INFORMATION PROVIDED:
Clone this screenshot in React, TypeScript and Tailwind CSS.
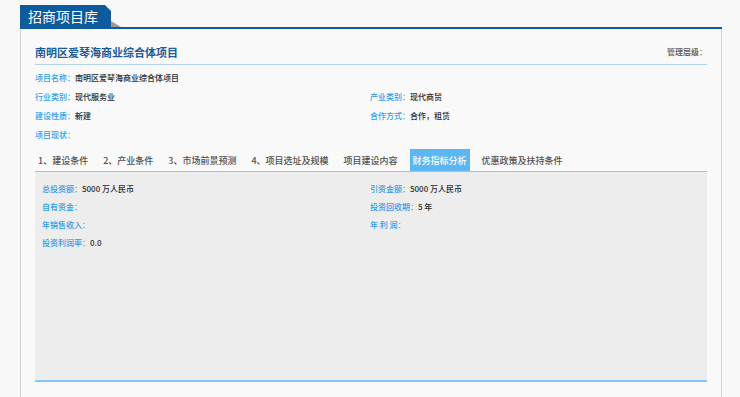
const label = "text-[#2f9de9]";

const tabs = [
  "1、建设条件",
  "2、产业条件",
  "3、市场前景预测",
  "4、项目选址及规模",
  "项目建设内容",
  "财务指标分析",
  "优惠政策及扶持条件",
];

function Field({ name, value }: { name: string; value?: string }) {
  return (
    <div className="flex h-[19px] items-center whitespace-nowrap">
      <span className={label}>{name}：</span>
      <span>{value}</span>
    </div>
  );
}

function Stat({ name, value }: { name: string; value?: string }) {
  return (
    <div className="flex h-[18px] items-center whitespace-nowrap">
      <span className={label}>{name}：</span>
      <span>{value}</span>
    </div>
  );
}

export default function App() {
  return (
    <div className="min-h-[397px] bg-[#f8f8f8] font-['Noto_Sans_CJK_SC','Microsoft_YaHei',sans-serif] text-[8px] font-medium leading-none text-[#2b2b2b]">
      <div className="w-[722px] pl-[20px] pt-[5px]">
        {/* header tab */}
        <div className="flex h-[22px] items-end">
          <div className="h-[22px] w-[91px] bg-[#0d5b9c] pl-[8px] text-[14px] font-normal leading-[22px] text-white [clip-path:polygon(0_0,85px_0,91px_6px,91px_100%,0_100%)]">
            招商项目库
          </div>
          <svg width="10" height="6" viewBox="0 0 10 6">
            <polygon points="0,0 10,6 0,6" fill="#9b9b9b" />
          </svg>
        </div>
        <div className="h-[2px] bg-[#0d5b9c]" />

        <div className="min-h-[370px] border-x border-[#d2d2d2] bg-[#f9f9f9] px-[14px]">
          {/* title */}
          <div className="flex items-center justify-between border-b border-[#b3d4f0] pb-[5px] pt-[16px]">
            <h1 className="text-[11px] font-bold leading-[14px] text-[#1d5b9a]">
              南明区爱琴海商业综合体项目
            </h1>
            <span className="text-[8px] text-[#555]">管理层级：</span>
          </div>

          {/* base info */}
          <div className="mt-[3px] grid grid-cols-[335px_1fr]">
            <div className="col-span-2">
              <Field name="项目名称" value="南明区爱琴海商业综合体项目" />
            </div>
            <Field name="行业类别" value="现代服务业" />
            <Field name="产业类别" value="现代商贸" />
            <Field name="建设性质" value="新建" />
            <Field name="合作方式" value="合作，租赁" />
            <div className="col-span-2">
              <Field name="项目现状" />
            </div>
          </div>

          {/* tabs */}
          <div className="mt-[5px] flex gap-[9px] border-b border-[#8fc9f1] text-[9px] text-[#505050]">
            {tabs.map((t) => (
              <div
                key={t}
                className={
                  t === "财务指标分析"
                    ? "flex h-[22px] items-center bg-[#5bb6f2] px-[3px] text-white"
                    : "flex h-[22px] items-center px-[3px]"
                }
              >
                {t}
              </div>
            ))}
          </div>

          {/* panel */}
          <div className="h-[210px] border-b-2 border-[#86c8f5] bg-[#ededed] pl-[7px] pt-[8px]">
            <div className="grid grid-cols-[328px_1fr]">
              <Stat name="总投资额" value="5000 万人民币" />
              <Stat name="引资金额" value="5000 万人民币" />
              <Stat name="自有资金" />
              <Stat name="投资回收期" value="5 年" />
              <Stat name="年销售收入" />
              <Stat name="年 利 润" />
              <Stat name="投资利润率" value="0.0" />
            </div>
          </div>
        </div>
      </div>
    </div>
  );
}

WHAT IS ASKED: Transcribe the material exactly, leaving every picture out.

IN RESPONSE:
Clone this screenshot in React, TypeScript and Tailwind CSS.
const label = "text-[#2f9de9]";

const tabs = [
  "1、建设条件",
  "2、产业条件",
  "3、市场前景预测",
  "4、项目选址及规模",
  "项目建设内容",
  "财务指标分析",
  "优惠政策及扶持条件",
];

function Field({ name, value }: { name: string; value?: string }) {
  return (
    <div className="flex h-[19px] items-center whitespace-nowrap">
      <span className={label}>{name}：</span>
      <span>{value}</span>
    </div>
  );
}

function Stat({ name, value }: { name: string; value?: string }) {
  return (
    <div className="flex h-[18px] items-center whitespace-nowrap">
      <span className={label}>{name}：</span>
      <span>{value}</span>
    </div>
  );
}

export default function App() {
  return (
    <div className="min-h-[397px] bg-[#f8f8f8] font-['Noto_Sans_CJK_SC','Microsoft_YaHei',sans-serif] text-[8px] font-medium leading-none text-[#2b2b2b]">
      <div className="w-[722px] pl-[20px] pt-[5px]">
        {/* header tab */}
        <div className="flex h-[22px] items-end">
          <div className="h-[22px] w-[91px] bg-[#0d5b9c] pl-[8px] text-[14px] font-normal leading-[22px] text-white [clip-path:polygon(0_0,85px_0,91px_6px,91px_100%,0_100%)]">
            招商项目库
          </div>
          <svg width="10" height="6" viewBox="0 0 10 6">
            <polygon points="0,0 10,6 0,6" fill="#9b9b9b" />
          </svg>
        </div>
        <div className="h-[2px] bg-[#0d5b9c]" />

        <div className="min-h-[370px] border-x border-[#d2d2d2] bg-[#f9f9f9] px-[14px]">
          {/* title */}
          <div className="flex items-center justify-between border-b border-[#b3d4f0] pb-[5px] pt-[16px]">
            <h1 className="text-[11px] font-bold leading-[14px] text-[#1d5b9a]">
              南明区爱琴海商业综合体项目
            </h1>
            <span className="text-[8px] text-[#555]">管理层级：</span>
          </div>

          {/* base info */}
          <div className="mt-[3px] grid grid-cols-[335px_1fr]">
            <div className="col-span-2">
              <Field name="项目名称" value="南明区爱琴海商业综合体项目" />
            </div>
            <Field name="行业类别" value="现代服务业" />
            <Field name="产业类别" value="现代商贸" />
            <Field name="建设性质" value="新建" />
            <Field name="合作方式" value="合作，租赁" />
            <div className="col-span-2">
              <Field name="项目现状" />
            </div>
          </div>

          {/* tabs */}
          <div className="mt-[5px] flex gap-[9px] border-b border-[#8fc9f1] text-[9px] text-[#505050]">
            {tabs.map((t) => (
              <div
                key={t}
                className={
                  t === "财务指标分析"
                    ? "flex h-[22px] items-center bg-[#5bb6f2] px-[3px] text-white"
                    : "flex h-[22px] items-center px-[3px]"
                }
              >
                {t}
              </div>
            ))}
          </div>

          {/* panel */}
          <div className="h-[210px] border-b-2 border-[#86c8f5] bg-[#ededed] pl-[7px] pt-[8px]">
            <div className="grid grid-cols-[328px_1fr]">
              <Stat name="总投资额" value="5000 万人民币" />
              <Stat name="引资金额" value="5000 万人民币" />
              <Stat name="自有资金" />
              <Stat name="投资回收期" value="5 年" />
              <Stat name="年销售收入" />
              <Stat name="年 利 润" />
              <Stat name="投资利润率" value="0.0" />
            </div>
          </div>
        </div>
      </div>
    </div>
  );
}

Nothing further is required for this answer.